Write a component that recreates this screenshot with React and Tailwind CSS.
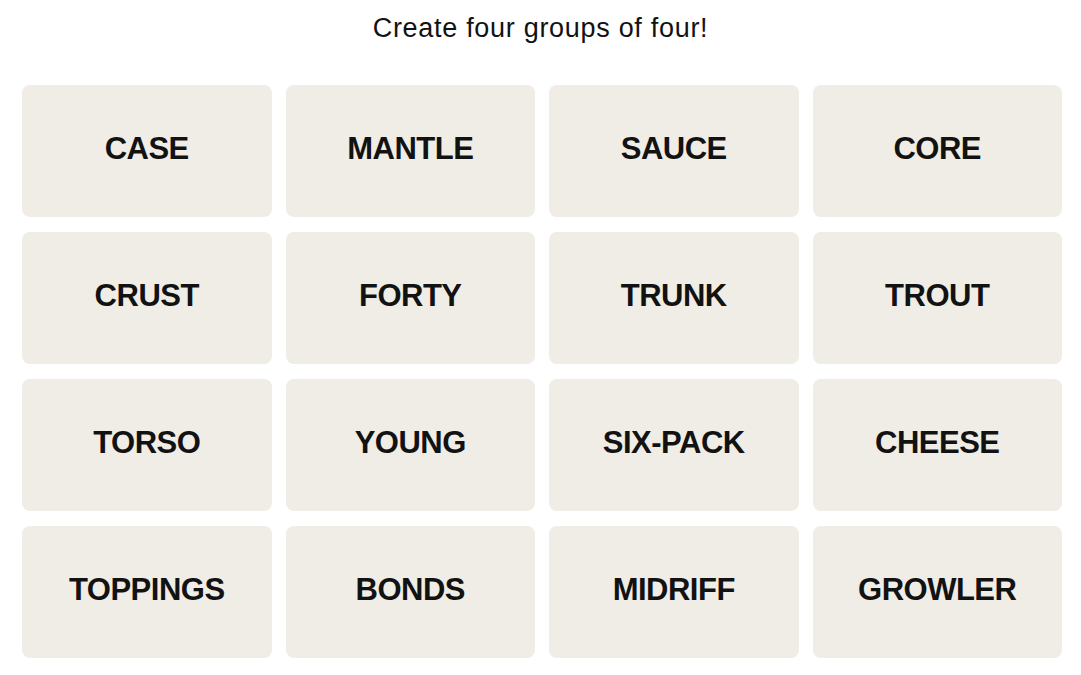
const words = [
  'CASE', 'MANTLE', 'SAUCE', 'CORE',
  'CRUST', 'FORTY', 'TRUNK', 'TROUT',
  'TORSO', 'YOUNG', 'SIX-PACK', 'CHEESE',
  'TOPPINGS', 'BONDS', 'MIDRIFF', 'GROWLER',
];

export default function App() {
  return (
    <div className="min-h-screen bg-white" style={{ fontFamily: '"Liberation Sans", Arial, sans-serif' }}>
      <p className="pt-[12px] text-center text-[27px] leading-[32px] tracking-[0.7px] text-[#121212]">
        Create four groups of four!
      </p>

      <div className="ml-[22px] mt-[41px] grid w-[1040px] grid-cols-4 gap-x-[14px] gap-y-[15px]">
        {words.map((w) => (
          <button
            key={w}
            className="flex h-[132px] items-center justify-center rounded-lg bg-[#efede6] pb-[4px] text-[31px] font-bold tracking-[-0.5px] text-[#121212]"
          >
            {w}
          </button>
        ))}
      </div>
    </div>
  );
}
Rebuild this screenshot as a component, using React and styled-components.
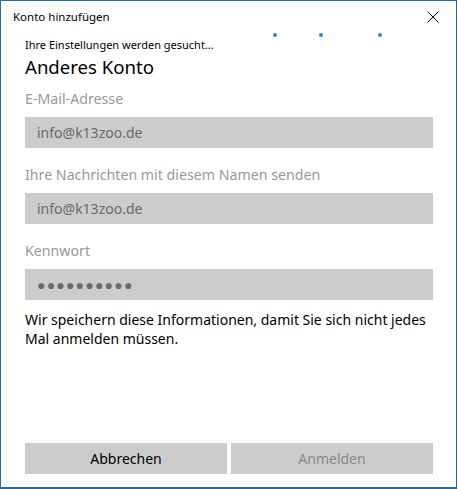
import React from "react";
import styled, { createGlobalStyle } from "styled-components";

const Global = createGlobalStyle`
  html, body { margin: 0; padding: 0; background: #ffffff; }
  body { font-family: "Noto Sans", "Open Sans", sans-serif; }
`;

const Window = styled.div`
  box-sizing: border-box;
  width: 457px;
  height: 489px;
  border: 1px solid #1c6cb4;
  border-bottom-width: 2px;
  background: #ffffff;
  display: flex;
  flex-direction: column;
  position: relative;
`;

const TitleBar = styled.div`
  height: 30px;
  display: flex;
  align-items: center;
  justify-content: space-between;
  padding: 0 12px 0 12px;
`;

const Title = styled.span`
  font-size: 11.5px;
  color: #000;
  margin-top: 1px;
`;

const CloseButton = styled.button`
  border: 0;
  background: transparent;
  padding: 0;
  width: 12px;
  height: 12px;
  display: flex;
  margin-right: 5px;
  margin-top: 2px;
`;

const Dots = styled.div`
  position: absolute;
  top: 32px;
  left: 0;
  width: 100%;
  height: 4px;
`;

const Dot = styled.span`
  position: absolute;
  top: 0;
  width: 4px;
  height: 4px;
  border-radius: 50%;
  background: #2b86d8;
  left: ${(p) => p.$x}px;
`;

const Content = styled.div`
  flex: 1;
  display: flex;
  flex-direction: column;
  padding: 6px 23px 0 24px;
`;

const Status = styled.div`
  font-size: 11px;
  color: #000;
  line-height: 16px;
`;

const Heading = styled.h1`
  margin: 2px 0 0 0;
  font-weight: 400;
  font-size: 18.6px;
  line-height: 24px;
  color: #000;
`;

const Label = styled.div`
  font-size: 14.2px;
  color: #999999;
  line-height: 20px;
  margin-top: ${(p) => p.$top}px;
`;

const Field = styled.div`
  height: 31px;
  margin-top: 8px;
  background: #cccccc;
  display: flex;
  align-items: center;
  padding-left: 12px;
  font-size: 14px;
  color: #6a6a6a;
  letter-spacing: ${(p) => (p.$password ? "1.2px" : "0")};
`;

const Note = styled.p`
  margin: 10px 0 0 0;
  font-size: 14px;
  line-height: 19px;
  color: #000;
`;

const Footer = styled.div`
  display: flex;
  gap: 4px;
  padding: 0 23px 13px 24px;
`;

const Button = styled.button`
  flex: 1;
  height: 31px;
  border: 0;
  background: #cccccc;
  font-family: "Noto Sans", "Open Sans", sans-serif;
  font-size: 14px;
  color: ${(p) => (p.$disabled ? "#8a8a8a" : "#000")};
  padding: 0;
`;

export default function App() {
  return (
    <>
      <Global />
      <Window>
        <TitleBar>
          <Title>Konto hinzufügen</Title>
          <CloseButton aria-label="Schließen">
            <svg width="12" height="12" viewBox="0 0 12 12">
              <path d="M0.5 0.5 L11.5 11.5 M11.5 0.5 L0.5 11.5" stroke="#000" strokeWidth="1" fill="none" />
            </svg>
          </CloseButton>
        </TitleBar>
        <Dots>
          <Dot $x={272} />
          <Dot $x={318} />
          <Dot $x={377} />
        </Dots>
        <Content>
          <Status>Ihre Einstellungen werden gesucht...</Status>
          <Heading>Anderes Konto</Heading>
          <Label $top={10}>E-Mail-Adresse</Label>
          <Field>info@k13zoo.de</Field>
          <Label $top={17}>Ihre Nachrichten mit diesem Namen senden</Label>
          <Field>info@k13zoo.de</Field>
          <Label $top={17}>Kennwort</Label>
          <Field $password>●●●●●●●●●●</Field>
          <Note>Wir speichern diese Informationen, damit Sie sich nicht jedes Mal anmelden müssen.</Note>
        </Content>
        <Footer>
          <Button>Abbrechen</Button>
          <Button $disabled>Anmelden</Button>
        </Footer>
      </Window>
    </>
  );
}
****************
What is asked: Every line in the data that holds "this" should be copied out.

Exercise answer:
Write a component that recreates this screenshot with React and Tailwind CSS.
Rebuild this screenshot as a component, using React and styled-components.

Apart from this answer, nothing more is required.